[GIVEN TASK] Return only the lines from the top of the material through the line marked by "type Box = [number, number, number, number, string?];", unaltered.

### SOURCE DATA ###

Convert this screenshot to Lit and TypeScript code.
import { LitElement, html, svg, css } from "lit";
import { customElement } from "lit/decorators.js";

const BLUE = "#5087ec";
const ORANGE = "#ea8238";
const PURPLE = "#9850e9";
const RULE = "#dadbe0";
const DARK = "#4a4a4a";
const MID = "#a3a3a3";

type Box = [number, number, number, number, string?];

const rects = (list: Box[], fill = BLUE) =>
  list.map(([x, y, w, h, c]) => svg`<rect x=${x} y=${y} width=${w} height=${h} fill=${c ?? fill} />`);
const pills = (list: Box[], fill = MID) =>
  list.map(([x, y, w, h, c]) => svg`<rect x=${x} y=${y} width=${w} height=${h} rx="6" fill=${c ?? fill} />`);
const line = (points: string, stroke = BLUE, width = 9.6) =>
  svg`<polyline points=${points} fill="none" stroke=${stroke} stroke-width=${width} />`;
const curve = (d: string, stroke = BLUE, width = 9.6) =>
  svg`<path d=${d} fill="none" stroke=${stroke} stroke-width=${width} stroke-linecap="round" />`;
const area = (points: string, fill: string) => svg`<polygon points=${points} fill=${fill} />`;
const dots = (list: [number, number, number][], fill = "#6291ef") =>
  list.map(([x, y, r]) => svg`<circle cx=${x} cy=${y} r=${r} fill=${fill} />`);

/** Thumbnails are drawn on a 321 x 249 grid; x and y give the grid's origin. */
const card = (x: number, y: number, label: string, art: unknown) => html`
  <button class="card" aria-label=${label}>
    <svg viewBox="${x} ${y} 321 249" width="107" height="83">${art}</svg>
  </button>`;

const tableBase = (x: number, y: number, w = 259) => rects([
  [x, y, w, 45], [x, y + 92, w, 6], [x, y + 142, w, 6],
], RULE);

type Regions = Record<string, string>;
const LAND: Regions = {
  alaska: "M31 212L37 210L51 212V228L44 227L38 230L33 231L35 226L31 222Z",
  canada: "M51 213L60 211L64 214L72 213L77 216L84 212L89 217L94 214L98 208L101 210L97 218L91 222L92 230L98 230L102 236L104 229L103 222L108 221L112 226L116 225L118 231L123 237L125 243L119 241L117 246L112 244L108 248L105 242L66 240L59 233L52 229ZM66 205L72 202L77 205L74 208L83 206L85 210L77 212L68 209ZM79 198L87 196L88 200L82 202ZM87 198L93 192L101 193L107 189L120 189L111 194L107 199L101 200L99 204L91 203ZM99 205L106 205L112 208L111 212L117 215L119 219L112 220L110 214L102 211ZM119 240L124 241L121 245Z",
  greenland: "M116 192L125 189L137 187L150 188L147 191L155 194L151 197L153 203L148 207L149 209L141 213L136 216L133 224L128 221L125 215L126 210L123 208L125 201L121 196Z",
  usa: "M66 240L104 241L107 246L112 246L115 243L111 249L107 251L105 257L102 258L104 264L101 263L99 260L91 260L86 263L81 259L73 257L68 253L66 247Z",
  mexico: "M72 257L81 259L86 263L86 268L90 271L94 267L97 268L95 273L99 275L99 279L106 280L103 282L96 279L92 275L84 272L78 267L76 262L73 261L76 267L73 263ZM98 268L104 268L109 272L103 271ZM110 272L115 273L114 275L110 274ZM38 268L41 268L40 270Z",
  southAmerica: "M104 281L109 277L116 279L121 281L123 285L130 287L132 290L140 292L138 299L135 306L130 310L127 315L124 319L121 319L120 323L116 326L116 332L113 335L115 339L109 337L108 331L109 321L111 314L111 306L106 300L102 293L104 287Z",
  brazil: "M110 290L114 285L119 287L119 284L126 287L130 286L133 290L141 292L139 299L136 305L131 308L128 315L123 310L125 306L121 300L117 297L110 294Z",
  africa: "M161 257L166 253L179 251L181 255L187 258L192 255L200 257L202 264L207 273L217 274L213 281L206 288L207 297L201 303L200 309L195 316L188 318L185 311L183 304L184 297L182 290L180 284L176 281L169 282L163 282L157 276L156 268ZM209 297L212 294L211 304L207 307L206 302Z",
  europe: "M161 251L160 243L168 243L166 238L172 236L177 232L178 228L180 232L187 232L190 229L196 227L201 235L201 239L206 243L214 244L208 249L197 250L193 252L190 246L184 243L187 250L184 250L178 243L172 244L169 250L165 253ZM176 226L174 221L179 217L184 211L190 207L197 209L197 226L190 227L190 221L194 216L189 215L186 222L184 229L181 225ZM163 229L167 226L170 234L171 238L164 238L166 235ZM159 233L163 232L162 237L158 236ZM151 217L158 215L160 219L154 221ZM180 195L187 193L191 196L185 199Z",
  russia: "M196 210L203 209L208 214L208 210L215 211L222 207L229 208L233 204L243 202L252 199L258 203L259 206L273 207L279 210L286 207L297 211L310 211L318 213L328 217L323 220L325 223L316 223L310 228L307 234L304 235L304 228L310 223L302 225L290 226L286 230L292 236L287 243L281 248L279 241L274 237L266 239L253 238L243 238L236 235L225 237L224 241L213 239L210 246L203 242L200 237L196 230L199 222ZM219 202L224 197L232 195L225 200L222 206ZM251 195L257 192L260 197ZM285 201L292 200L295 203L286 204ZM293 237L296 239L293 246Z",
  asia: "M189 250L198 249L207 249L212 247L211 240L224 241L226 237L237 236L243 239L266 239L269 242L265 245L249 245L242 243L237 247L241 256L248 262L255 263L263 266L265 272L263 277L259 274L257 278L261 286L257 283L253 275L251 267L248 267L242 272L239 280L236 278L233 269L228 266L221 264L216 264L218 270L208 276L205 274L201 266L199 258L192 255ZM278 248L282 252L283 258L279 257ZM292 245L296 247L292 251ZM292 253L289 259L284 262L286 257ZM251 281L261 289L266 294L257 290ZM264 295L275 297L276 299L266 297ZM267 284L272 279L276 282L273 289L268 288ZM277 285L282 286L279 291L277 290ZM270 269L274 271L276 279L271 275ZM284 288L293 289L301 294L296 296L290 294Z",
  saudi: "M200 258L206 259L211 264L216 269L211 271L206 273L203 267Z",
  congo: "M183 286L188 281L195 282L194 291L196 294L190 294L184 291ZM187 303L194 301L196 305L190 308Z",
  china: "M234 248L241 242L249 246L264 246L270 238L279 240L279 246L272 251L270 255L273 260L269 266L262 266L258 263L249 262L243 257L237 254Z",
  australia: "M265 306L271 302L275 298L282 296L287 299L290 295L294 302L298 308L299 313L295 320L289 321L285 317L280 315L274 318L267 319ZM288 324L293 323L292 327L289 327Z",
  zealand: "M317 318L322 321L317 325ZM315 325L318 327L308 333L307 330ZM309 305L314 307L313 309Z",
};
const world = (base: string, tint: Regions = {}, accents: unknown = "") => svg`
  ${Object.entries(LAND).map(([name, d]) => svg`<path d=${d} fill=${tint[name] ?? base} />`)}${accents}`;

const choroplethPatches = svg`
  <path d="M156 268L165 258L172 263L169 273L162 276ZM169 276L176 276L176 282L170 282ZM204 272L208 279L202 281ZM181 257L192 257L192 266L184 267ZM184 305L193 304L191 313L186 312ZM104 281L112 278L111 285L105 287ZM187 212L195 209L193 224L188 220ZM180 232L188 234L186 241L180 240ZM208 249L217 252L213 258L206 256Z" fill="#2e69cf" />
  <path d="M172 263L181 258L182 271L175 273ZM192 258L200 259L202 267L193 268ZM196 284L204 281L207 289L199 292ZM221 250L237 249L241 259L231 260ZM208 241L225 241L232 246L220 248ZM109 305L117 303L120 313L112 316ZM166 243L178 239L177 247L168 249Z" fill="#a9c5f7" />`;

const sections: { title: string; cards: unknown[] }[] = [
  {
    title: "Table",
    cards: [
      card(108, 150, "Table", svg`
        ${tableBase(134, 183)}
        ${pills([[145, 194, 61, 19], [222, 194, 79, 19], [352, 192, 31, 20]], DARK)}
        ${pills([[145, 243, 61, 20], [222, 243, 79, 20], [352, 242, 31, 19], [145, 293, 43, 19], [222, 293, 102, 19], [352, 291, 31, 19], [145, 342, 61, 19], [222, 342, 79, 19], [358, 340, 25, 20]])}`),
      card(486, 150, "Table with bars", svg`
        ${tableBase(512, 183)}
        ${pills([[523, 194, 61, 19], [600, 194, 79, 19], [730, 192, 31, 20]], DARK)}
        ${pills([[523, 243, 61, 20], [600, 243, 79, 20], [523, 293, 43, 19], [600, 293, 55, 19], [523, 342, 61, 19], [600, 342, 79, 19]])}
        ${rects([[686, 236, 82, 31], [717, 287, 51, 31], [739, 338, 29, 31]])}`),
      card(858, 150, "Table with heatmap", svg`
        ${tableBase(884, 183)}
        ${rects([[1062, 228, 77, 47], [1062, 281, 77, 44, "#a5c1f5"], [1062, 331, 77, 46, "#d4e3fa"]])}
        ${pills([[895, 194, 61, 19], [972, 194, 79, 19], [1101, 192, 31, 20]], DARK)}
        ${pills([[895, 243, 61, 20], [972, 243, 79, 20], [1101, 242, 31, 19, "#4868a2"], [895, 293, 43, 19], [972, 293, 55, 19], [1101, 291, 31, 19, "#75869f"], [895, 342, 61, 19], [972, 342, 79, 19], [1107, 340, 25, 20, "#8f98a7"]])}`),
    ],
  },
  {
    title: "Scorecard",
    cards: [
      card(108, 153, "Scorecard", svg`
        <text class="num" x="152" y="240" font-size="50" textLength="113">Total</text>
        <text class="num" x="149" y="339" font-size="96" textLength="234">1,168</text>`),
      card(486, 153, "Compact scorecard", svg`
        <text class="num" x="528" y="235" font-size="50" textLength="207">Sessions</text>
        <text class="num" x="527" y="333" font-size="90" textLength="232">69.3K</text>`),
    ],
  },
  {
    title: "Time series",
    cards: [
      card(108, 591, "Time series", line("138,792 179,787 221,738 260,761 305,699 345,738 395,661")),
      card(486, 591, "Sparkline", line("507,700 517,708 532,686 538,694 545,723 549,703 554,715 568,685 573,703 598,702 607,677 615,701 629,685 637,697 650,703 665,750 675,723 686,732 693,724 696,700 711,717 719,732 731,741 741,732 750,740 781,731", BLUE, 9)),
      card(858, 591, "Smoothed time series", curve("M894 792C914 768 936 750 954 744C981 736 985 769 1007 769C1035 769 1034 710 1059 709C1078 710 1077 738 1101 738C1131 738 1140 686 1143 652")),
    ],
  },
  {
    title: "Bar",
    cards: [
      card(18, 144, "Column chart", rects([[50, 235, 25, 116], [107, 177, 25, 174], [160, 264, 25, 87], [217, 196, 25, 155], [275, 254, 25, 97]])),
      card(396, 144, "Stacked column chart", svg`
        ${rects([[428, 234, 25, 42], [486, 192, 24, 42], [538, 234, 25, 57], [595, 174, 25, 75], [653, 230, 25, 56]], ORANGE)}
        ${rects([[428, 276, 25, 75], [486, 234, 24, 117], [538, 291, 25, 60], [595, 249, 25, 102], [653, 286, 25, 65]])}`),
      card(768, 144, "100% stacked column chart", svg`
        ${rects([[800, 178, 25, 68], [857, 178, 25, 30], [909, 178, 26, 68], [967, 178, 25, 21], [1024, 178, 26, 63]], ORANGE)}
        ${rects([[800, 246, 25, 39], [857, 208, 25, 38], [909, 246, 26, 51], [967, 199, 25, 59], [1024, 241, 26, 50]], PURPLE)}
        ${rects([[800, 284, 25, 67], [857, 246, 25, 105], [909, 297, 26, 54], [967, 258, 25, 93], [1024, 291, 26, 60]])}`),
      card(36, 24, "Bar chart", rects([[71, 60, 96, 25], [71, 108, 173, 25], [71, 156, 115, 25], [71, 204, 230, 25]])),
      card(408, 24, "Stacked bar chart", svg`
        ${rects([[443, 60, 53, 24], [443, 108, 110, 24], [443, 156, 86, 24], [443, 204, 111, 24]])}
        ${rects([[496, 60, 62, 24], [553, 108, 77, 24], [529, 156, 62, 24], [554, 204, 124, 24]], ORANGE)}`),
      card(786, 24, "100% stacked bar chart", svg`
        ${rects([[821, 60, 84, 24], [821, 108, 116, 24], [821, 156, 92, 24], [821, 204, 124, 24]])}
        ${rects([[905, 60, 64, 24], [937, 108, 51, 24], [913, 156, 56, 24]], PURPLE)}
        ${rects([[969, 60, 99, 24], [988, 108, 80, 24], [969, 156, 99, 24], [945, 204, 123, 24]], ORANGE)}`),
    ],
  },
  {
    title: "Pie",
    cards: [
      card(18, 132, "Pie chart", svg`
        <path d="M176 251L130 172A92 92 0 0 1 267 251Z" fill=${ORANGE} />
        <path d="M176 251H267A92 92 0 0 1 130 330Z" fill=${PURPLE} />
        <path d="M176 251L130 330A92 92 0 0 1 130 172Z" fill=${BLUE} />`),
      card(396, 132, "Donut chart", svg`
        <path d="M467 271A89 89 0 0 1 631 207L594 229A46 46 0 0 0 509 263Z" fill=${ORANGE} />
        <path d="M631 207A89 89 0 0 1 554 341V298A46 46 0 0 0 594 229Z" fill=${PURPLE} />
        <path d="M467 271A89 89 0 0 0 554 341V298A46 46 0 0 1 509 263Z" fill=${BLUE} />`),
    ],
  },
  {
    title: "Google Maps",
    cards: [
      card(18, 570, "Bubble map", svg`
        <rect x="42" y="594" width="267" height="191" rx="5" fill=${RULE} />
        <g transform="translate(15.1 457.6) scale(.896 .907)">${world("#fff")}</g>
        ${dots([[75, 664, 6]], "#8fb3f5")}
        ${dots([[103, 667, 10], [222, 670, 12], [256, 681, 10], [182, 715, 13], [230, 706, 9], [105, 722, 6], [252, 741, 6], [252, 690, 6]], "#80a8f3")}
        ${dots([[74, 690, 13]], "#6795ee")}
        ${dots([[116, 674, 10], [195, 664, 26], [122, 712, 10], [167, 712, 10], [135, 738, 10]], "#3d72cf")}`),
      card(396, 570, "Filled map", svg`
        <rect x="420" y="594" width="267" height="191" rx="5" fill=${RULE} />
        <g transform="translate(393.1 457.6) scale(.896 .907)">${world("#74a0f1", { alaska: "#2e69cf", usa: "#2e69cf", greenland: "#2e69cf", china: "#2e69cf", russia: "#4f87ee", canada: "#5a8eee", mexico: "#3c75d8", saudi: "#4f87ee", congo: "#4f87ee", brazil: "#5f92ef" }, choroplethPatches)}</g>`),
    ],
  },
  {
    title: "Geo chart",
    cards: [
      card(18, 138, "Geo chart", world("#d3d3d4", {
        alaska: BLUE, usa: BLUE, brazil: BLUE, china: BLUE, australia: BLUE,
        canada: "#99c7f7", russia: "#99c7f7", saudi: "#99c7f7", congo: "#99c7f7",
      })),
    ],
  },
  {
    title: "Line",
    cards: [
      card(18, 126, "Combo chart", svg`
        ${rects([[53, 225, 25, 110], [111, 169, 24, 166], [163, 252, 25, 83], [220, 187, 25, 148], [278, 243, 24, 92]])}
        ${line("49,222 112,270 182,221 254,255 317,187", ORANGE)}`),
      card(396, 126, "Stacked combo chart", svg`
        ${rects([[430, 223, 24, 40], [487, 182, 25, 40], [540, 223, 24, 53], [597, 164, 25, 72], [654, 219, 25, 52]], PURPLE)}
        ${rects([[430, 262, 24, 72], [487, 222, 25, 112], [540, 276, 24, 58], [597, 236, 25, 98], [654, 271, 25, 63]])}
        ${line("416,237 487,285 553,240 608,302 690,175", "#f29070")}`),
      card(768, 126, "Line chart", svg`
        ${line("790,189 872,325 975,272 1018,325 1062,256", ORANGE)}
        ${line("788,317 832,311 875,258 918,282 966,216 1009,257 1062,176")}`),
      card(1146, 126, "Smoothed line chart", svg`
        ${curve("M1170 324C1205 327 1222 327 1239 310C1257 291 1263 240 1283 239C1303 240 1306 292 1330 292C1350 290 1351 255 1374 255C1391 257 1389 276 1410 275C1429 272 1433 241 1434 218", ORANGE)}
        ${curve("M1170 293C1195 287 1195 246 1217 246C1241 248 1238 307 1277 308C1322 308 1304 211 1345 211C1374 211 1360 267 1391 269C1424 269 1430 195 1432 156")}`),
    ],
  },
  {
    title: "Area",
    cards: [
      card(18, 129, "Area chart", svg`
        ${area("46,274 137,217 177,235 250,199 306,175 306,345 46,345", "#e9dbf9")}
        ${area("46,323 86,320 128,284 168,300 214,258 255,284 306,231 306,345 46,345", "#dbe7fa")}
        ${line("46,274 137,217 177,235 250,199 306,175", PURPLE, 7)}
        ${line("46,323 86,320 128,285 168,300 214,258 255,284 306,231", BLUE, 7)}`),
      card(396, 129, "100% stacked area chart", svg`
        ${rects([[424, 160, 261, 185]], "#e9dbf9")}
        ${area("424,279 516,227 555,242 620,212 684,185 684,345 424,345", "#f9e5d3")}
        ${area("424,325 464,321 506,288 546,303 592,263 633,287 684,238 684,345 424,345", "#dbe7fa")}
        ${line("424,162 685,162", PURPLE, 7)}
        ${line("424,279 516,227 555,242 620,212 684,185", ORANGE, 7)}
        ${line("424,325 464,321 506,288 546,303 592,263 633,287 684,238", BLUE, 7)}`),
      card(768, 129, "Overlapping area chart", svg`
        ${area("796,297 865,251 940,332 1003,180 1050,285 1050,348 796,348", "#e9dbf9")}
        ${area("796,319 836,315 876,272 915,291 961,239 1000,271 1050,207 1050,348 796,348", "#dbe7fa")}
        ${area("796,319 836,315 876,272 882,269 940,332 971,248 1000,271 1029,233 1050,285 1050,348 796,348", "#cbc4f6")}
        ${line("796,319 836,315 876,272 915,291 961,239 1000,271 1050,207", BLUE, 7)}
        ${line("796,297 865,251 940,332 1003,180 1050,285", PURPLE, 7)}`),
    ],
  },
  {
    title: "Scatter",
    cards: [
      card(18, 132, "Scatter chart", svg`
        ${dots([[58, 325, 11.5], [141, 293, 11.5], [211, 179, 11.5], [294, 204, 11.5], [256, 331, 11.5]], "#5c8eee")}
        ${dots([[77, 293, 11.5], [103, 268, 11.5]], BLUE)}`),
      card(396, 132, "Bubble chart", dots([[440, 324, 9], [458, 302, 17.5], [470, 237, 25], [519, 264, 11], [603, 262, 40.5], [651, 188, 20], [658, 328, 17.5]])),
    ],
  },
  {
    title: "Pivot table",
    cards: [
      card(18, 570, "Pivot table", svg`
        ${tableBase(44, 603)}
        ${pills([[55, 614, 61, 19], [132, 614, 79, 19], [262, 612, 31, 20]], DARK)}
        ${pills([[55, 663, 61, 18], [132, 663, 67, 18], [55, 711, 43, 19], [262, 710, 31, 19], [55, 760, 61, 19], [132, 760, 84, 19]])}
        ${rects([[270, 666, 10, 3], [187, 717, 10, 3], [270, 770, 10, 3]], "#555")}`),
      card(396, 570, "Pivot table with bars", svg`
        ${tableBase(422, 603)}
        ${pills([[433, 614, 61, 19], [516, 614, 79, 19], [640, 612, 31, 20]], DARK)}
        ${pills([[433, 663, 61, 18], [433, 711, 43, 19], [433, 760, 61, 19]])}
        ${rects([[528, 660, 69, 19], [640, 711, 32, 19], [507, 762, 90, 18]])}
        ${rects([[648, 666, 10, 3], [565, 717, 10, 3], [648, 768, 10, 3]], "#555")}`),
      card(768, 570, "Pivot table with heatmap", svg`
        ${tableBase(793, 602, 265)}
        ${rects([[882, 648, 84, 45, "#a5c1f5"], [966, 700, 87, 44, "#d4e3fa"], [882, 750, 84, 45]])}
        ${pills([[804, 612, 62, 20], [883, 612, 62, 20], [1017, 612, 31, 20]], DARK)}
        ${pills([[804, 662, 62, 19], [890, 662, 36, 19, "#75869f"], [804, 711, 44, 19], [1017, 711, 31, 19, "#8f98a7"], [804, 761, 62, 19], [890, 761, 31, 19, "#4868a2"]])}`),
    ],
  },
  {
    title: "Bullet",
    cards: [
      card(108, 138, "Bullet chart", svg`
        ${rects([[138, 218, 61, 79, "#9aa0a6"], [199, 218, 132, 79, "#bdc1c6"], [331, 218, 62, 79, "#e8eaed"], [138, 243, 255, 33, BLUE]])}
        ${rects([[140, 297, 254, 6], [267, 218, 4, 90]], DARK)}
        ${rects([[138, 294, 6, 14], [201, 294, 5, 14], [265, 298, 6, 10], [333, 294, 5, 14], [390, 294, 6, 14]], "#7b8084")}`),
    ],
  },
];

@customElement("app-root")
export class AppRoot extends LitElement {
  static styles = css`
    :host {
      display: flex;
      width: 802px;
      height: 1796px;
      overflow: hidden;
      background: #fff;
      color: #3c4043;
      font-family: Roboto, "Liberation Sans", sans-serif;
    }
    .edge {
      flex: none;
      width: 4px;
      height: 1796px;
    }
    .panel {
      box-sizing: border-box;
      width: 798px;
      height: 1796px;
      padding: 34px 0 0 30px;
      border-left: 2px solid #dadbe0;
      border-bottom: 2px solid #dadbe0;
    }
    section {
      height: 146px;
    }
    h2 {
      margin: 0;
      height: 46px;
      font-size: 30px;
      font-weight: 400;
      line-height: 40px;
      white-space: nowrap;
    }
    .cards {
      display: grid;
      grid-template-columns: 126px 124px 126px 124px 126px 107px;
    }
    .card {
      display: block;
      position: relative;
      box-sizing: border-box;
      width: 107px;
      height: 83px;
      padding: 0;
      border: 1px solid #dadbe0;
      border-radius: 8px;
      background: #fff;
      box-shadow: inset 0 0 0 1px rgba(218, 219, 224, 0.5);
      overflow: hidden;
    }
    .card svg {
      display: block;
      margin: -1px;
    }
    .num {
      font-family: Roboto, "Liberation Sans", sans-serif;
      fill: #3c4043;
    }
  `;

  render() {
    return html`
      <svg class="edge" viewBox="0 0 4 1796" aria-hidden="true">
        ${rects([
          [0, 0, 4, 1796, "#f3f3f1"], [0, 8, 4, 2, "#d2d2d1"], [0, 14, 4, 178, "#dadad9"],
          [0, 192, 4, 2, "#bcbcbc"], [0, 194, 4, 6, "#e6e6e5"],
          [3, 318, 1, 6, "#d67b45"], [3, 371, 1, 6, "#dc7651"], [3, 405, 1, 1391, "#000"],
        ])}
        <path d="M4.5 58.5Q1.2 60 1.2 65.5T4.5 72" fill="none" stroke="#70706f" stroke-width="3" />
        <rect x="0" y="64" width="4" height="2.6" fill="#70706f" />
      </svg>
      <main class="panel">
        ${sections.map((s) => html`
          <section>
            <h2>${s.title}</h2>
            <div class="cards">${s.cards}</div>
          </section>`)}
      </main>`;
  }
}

###

[COMPLETE RESPONSE]
Convert this screenshot to Lit and TypeScript code.
import { LitElement, html, svg, css } from "lit";
import { customElement } from "lit/decorators.js";

const BLUE = "#5087ec";
const ORANGE = "#ea8238";
const PURPLE = "#9850e9";
const RULE = "#dadbe0";
const DARK = "#4a4a4a";
const MID = "#a3a3a3";

type Box = [number, number, number, number, string?];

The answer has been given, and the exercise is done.